É desse jeito que ela aparece em quase todos os retratos desde que despontou na cena da arte nos anos 60. Minujin é a imagem dela mesma, indissociável da sua obra.
"Sou sujeito e objeto", diz a artista argentina em seu ateliê, em Buenos Aires. "Faço arte por osmose, arte invisível, impossível, efêmera."
Ou nem tanto. Seu labirinto, de fato, efêmero, estará na próxima Bienal de São Paulo, em setembro. "La Menesunda", ou bagunça, foi uma sequência de situações bizarras que ela montou em 1965.
Eram 16 salas iluminadas por néons. Numa delas, televisores ligados no último volume. Na próxima, um casal fazendo amor. Depois, um balcão de cosméticos. Por fim, um consultório de dentista e um freezer lotado de tecidos e cheiro de fritura.
Sobrou só um filme disso tudo, que será exibido na mostra paulistana. Minujin também promete voltar a São Paulo com uma ação ao vivo. Ela não dá detalhes da performance e diz que nem mesmo os curadores da Bienal sabem do que se trata.
De qualquer forma, dá para adiantar que será absurdo, como tudo que fez até hoje.
Sem modéstia nem recato, Minujin se diz a inventora do happening na América Latina, talvez desconhecendo o que fez Flávio de Carvalho nos anos 30 ou Wesley Duke Lee três décadas depois.
Não importa. No mesmo ano em que Duke Lee levou seus desenhos eróticos ao João Sebastião Bar, no centro paulistano, Minujin convocou um grupo de artistas em Paris para intervir sobre suas obras feitas de colchões.
Terminou a performance ateando fogo a tudo, ao mesmo tempo em que libertava 500 pássaros e cem coelhos. "Faço a obra e o público é quem desarma", diz. "Tiro a gente da vida cotidiana."

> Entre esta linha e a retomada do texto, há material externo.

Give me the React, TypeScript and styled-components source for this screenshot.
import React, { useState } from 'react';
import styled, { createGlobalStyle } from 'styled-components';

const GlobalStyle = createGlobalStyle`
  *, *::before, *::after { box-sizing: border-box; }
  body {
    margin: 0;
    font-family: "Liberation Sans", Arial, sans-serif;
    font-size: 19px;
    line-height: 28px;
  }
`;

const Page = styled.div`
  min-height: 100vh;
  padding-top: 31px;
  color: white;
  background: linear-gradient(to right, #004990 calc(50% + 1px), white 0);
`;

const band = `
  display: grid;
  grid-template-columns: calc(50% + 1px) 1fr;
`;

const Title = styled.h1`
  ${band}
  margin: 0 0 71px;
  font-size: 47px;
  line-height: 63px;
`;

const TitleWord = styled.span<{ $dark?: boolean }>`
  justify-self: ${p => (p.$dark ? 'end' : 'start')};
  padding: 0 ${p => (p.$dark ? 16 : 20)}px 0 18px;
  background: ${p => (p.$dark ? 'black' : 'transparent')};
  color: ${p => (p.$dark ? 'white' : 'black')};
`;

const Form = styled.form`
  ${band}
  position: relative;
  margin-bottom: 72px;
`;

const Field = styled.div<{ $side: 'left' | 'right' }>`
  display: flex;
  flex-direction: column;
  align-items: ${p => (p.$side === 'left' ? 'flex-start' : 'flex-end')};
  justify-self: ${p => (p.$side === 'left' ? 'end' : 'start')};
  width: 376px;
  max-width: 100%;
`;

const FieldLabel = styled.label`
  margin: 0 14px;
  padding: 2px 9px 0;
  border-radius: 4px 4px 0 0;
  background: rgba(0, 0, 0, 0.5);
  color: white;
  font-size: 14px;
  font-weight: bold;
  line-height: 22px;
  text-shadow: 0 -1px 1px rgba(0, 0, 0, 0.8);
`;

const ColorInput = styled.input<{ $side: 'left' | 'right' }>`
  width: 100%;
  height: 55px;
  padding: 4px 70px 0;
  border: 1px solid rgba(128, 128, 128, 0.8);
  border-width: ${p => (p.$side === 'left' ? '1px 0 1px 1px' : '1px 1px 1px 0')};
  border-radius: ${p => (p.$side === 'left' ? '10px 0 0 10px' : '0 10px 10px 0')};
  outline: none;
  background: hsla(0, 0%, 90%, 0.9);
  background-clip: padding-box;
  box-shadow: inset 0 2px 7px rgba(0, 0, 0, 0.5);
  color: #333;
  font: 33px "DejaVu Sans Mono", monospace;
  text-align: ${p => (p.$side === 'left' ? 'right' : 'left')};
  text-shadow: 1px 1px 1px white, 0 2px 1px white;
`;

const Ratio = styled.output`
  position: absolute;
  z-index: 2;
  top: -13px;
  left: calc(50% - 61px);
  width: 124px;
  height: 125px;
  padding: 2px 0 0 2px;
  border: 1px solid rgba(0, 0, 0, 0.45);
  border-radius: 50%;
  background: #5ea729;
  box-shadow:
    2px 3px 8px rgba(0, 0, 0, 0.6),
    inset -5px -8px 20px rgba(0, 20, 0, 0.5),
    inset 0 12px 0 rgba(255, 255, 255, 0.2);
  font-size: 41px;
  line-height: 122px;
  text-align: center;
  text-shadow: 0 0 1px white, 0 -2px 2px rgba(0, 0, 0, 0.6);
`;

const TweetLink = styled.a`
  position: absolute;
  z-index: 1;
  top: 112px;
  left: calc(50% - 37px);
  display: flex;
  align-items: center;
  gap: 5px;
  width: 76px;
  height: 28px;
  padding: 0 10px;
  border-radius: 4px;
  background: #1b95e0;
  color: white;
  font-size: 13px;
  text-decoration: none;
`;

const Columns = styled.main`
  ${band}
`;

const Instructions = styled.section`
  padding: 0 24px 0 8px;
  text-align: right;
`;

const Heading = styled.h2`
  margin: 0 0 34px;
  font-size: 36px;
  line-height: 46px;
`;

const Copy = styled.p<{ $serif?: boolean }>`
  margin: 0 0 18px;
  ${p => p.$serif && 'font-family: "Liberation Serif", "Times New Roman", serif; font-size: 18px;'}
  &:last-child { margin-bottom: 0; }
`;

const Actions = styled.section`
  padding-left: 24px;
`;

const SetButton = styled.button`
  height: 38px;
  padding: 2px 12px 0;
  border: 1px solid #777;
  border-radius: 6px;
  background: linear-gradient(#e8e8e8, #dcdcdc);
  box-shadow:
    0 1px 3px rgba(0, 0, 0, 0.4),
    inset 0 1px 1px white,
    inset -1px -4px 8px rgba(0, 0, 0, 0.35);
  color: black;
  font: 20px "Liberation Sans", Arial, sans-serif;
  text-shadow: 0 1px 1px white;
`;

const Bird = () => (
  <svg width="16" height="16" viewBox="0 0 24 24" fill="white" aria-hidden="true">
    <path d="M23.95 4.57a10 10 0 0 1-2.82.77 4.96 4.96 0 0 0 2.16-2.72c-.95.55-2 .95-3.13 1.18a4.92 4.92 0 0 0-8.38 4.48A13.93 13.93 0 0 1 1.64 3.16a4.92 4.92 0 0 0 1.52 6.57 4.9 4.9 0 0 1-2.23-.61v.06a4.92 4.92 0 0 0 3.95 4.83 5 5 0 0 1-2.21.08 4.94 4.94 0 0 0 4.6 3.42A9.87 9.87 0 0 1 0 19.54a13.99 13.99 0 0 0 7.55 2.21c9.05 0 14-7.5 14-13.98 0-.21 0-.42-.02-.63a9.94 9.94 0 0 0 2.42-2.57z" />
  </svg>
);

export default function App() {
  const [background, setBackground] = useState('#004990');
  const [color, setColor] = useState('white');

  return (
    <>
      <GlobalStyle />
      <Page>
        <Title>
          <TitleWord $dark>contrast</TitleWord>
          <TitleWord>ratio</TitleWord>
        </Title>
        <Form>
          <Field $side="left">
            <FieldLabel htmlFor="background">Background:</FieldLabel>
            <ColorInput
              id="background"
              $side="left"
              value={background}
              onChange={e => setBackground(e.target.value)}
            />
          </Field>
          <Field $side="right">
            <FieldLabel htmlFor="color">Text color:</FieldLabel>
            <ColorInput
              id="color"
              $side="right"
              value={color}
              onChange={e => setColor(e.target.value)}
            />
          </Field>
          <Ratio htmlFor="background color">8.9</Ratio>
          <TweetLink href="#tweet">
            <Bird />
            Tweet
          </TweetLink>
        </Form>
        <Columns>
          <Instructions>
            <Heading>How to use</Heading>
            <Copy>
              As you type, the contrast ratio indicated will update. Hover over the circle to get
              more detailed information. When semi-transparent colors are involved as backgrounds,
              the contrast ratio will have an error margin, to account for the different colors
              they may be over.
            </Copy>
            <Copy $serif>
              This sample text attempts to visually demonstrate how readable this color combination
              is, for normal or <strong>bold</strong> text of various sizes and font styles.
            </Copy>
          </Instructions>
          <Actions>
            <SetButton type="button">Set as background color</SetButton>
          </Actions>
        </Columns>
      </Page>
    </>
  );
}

Minujin então interrompe a entrevista para gritar num megafone. Passeia pelo ateliê dando ordens desconexas aos assistentes. Volta a sentar num sofá, no meio da balbúrdia de seu palacete neoclássico, e aponta na parede instruções para happenings.
"Tenho uma receita", resume. "Tudo tem que ser absurdo, tipo entre numa sala e beije todo mundo, repita a mesma palavra 50 vezes."

OBELISCO DOCE
São palavras de ordem para tempos difíceis. Todo o absurdo de Minujin, pelo menos no intervalo ocupado pelos excessos da ditadura argentina, parece voltado para combater com graça um estado de exceção e violência.

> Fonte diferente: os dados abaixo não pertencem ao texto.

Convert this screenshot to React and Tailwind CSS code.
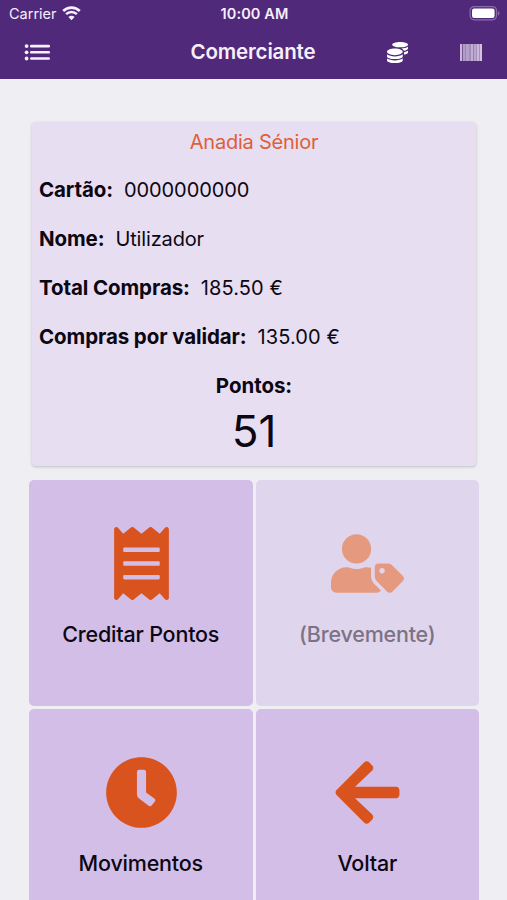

Na repressão militar do país, que foi de 1976 a 1983, Minujin fez uma réplica com pão doce do obelisco da avenida Nueve de Julio. Instalou um cartaz em praça pública, assinando a obra. Terminava tombando seu monumento, devorado pelo público.

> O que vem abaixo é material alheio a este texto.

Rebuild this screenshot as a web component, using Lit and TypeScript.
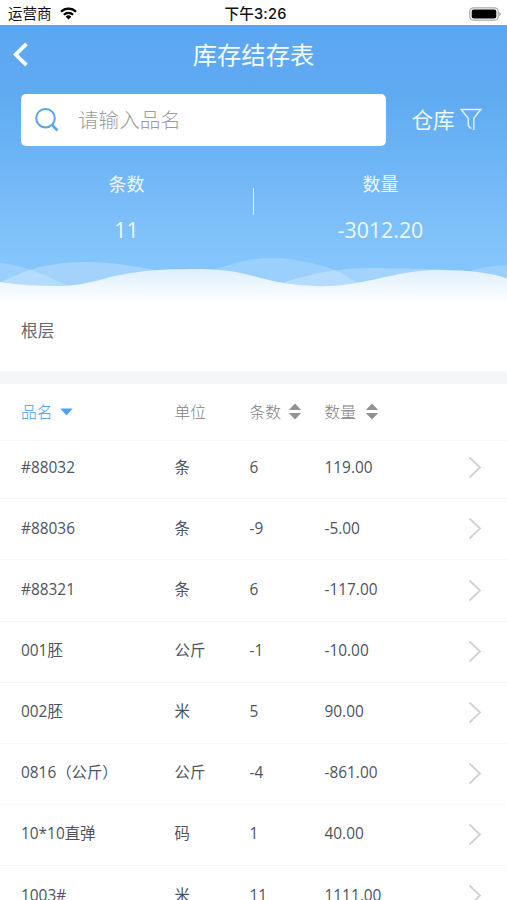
import { LitElement, html, svg, css } from "lit";
import { customElement } from "lit/decorators.js";

interface Item {
  name: string;
  unit: string;
  count: string;
  qty: string;
}

const items: Item[] = [
  { name: "#88032", unit: "条", count: "6", qty: "119.00" },
  { name: "#88036", unit: "条", count: "-9", qty: "-5.00" },
  { name: "#88321", unit: "条", count: "6", qty: "-117.00" },
  { name: "001胚", unit: "公斤", count: "-1", qty: "-10.00" },
  { name: "002胚", unit: "米", count: "5", qty: "90.00" },
  { name: "0816（公斤）", unit: "公斤", count: "-4", qty: "-861.00" },
  { name: "10*10直弹", unit: "码", count: "1", qty: "40.00" },
  { name: "1003#", unit: "米", count: "11", qty: "1111.00" },
];

const sortIcon = html`<svg class="sort" width="14" height="17" viewBox="0 0 14 17">
  <path d="M7 .5 13.2 7H.8zM7 16.5 13.2 10H.8z" fill="#929292" />
</svg>`;

const waves = svg`
  <defs>
    <linearGradient id="front" gradientUnits="userSpaceOnUse" x1="0" y1="12" x2="0" y2="50">
      <stop offset="0" stop-color="#dceefe" />
      <stop offset=".5" stop-color="#eff7fe" />
      <stop offset="1" stop-color="#fff" />
    </linearGradient>
  </defs>
  <path d="M0 8C14 9 24 13 34 16C48 21 58 27 70 31V60H0Z" fill="#fff" opacity=".2" />
  <path d="M0 28C18 18 44 7 85 7C112 7 134 11 155 15L180 40H0Z" fill="#fff" opacity=".25" />
  <path d="M213 15C236 7 252 3 272 3C298 3 316 9 332 14C345 19 354 26 364 32H213Z" fill="#fff" opacity=".2" />
  <path d="M285 27C310 19 336 13 370 13C400 13 430 14 450 15V36H285Z" fill="#fff" opacity=".25" />
  <path d="M470 16C482 12 494 10.500 507 10.500V40H470Z" fill="#fff" opacity=".2" />
  <path d="M0 27C20 30 38 31 57 31C88 31 100 23 128 18.500C152 14.500 172 14 200 14C236 14 254 22 278 27C300 31 324 33 350 29C384 24 404 15 440 15C470 15 492 18 507 23.500V60H0Z" fill="url(#front)" />
`;

@customElement("app-root")
export class AppRoot extends LitElement {
  static styles = css`
    :host {
      display: block;
      width: 507px;
      height: 900px;
      overflow: hidden;
      background: #fff;
      color: #4c545f;
      font-family: "Open Sans", "Noto Sans CJK SC", sans-serif;
    }
    svg {
      display: block;
      flex: none;
    }
    .status {
      display: grid;
      grid-template-columns: 1fr auto 1fr;
      align-items: center;
      height: 25px;
      padding: 2px 6px 0 8px;
      box-sizing: border-box;
      color: #111;
      font: 14.5px/20px "Inter", "Noto Sans CJK SC", sans-serif;
    }
    .carrier {
      display: flex;
      align-items: center;
      gap: 8px;
    }
    .clock {
      padding-left: 2px;
      font-weight: 500;
      font-size: 14.6px;
      letter-spacing: 0.2px;
    }
    .battery {
      justify-self: end;
    }
    .hero {
      position: relative;
      height: 280px;
      background: linear-gradient(#5ca7f1, #60aaf2 70px, #6bb4f5 130px, #7abcf8 180px, #84c5fc 235px);
      color: #fff;
    }
    .waves {
      position: absolute;
      left: 0;
      bottom: -10px;
    }
    .nav {
      display: grid;
      grid-template-columns: 60px 1fr 60px;
      align-items: center;
      height: 59px;
      padding-left: 13px;
      padding-right: 13px;
    }
    .title {
      padding-bottom: 2px;
      text-align: center;
      font: 400 24.3px/36px "Noto Sans CJK SC", sans-serif;
      color: #f4faff;
    }
    .tools {
      display: flex;
      align-items: center;
      padding: 10px 25px 0 21px;
    }
    .search {
      display: flex;
      align-items: center;
      gap: 19px;
      width: 364.5px;
      height: 51.5px;
      box-sizing: border-box;
      padding-left: 14px;
      border-radius: 5px;
      background: #fff;
      color: #9c9c9c;
      font: 300 20.6px/30px "Noto Sans CJK SC", sans-serif;
    }
    .search span,
    .filter span {
      padding-bottom: 2px;
    }
    .filter {
      display: flex;
      align-items: center;
      gap: 5px;
      margin-left: 26px;
      font: 400 21.6px/30px "Noto Sans CJK SC", sans-serif;
      color: #eff7ff;
    }
    .stats {
      display: grid;
      grid-template-columns: 1fr 1px 1fr;
      padding-top: 23px;
      text-align: center;
      color: #eff7ff;
    }
    .label {
      font: 400 18px/28px "Noto Sans CJK SC", sans-serif;
    }
    .value {
      margin-top: 17px;
      font-size: 21.3px;
      font-weight: 400;
      line-height: 32px;
    }
    .rule {
      height: 27px;
      margin-top: 19px;
      background: #e6f3ff;
    }
    .level {
      height: 65.500px;
      box-sizing: border-box;
      padding: 12px 21px;
      font: 400 16.7px/26px "Noto Sans CJK SC", sans-serif;
      color: #686868;
    }
    .band {
      height: 13.500px;
      background: #f5f6f8;
    }
    .head,
    .row {
      display: grid;
      grid-template-columns: 153.500px 75px 75px 1fr 14px;
      align-items: center;
      box-sizing: border-box;
      padding: 0 25px 0 21px;
      border-bottom: 1px solid #f5f5f5;
      white-space: nowrap;
    }
    .head {
      height: 57px;
      padding-bottom: 1px;
      font: 300 15.8px/24px "Noto Sans CJK SC", sans-serif;
      color: #828282;
    }
    .cell {
      display: flex;
      align-items: center;
      gap: 7px;
    }
    .wide {
      gap: 8.500px;
    }
    .active {
      color: #3f9beb;
    }
    .row {
      height: 61.100px;
      padding-bottom: 3px;
      font-size: 15.4px;
      line-height: 24px;
    }
    .row span {
      padding-top: 2px;
    }
    .row:first-of-type {
      height: 58.400px;
      padding-bottom: 6px;
    }
    .arrow {
      margin-top: 2px;
    }
  `;

  render() {
    return html`
      <header class="status">
        <span class="carrier">
          运营商
          <svg width="17" height="13" viewBox="0 0 17 13">
            <g fill="none" stroke="#000" stroke-width="2.300">
              <path d="M1 4.700A10.700 10.700 0 0 1 16 4.700" />
              <path d="M3.900 7.800A6.500 6.500 0 0 1 13.100 7.800" />
            </g>
            <path d="M8.500 12.500 5.700 9.700A4 4 0 0 1 11.300 9.700Z" />
          </svg>
        </span>
        <span class="clock">下午3:26</span>
        <svg class="battery" width="32" height="14" viewBox="0 0 32 14">
          <rect x=".8" y=".8" width="28.400" height="12.400" rx="3.800" fill="#fff" stroke="#aaa" stroke-width="1.200" />
          <rect x="2.700" y="2.500" width="24.600" height="9" rx="2" />
          <path d="M30.300 5v4q1.400-.5 1.400-2t-1.400-2z" fill="#999" />
        </svg>
      </header>

      <section class="hero">
        <svg class="waves" width="507" height="60" viewBox="0 0 507 60">${waves}</svg>
        <nav class="nav">
          <svg width="16" height="25" viewBox="0 0 16 25">
            <path d="M13.500 1.800 2.700 12.500 13.500 23.200" fill="none" stroke="#fff" stroke-width="3.800" />
          </svg>
          <span class="title">库存结存表</span>
        </nav>
        <div class="tools">
          <div class="search">
            <svg width="24" height="25" viewBox="0 0 24 25">
              <g fill="none" stroke="#55a5ea" stroke-width="2">
                <circle cx="10.500" cy="11.200" r="9.300" />
                <path d="M17 17.800 22.500 23.500" stroke-width="2.600" />
              </g>
            </svg>
            <span>请输入品名</span>
          </div>
          <div class="filter">
            <span>仓库</span>
            <svg width="22" height="23" viewBox="0 0 22 23">
              <path d="M13.800 22V10.200L20.800 1.500H1.200L8.200 10.200V17.600L11.200 20.400" fill="none" stroke="#e4f2ff" stroke-width="1.400" />
            </svg>
          </div>
        </div>
        <div class="stats">
          <div>
            <div class="label">条数</div>
            <div class="value">11</div>
          </div>
          <div class="rule"></div>
          <div>
            <div class="label">数量</div>
            <div class="value">-3012.20</div>
          </div>
        </div>
      </section>

      <section class="level">根层</section>
      <section class="band"></section>

      <section class="head">
        <span class="cell active">
          品名
          <svg width="13" height="8" viewBox="0 0 13 8"><path d="M.3.500H12.700L6.500 7.500z" fill="#4ea4ec" /></svg>
        </span>
        <span>单位</span>
        <span class="cell">条数${sortIcon}</span>
        <span class="cell wide">数量${sortIcon}</span>
      </section>
      <main>
        ${items.map(
          (item) => html`<div class="row">
            <span>${item.name}</span>
            <span>${item.unit}</span>
            <span>${item.count}</span>
            <span>${item.qty}</span>
            <svg class="arrow" width="14" height="23" viewBox="0 0 14 23">
              <path d="M1.500 1.500 12 11.500 1.500 21.500" fill="none" stroke="#d2d2d2" stroke-width="1.900" />
            </svg>
          </div>`
        )}
      </main>
    `;
  }
}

É talvez sua obra mais política. "Fiz um falo para os militares, e eles não proibiram", lembra. "Eram tão burros que não enxergaram nisso um comentário político."
Passado o regime, Minujin entrou para a economia. Decidiu pagar a dívida externa argentina de forma simbólica, numa performance em que dava a Andy Warhol milhares de espigas de milho.
De costas para Warhol, ela mesma aparece numa fotografia, documentando a quitação da dívida. Esse retrato está no ateliê da artista até hoje, dois lados do pop, o miserável e o desmedido, olhando fixos para a câmera.
"A arte está acima da política", diz. "Mas interfere nela em ondas subterrâneas."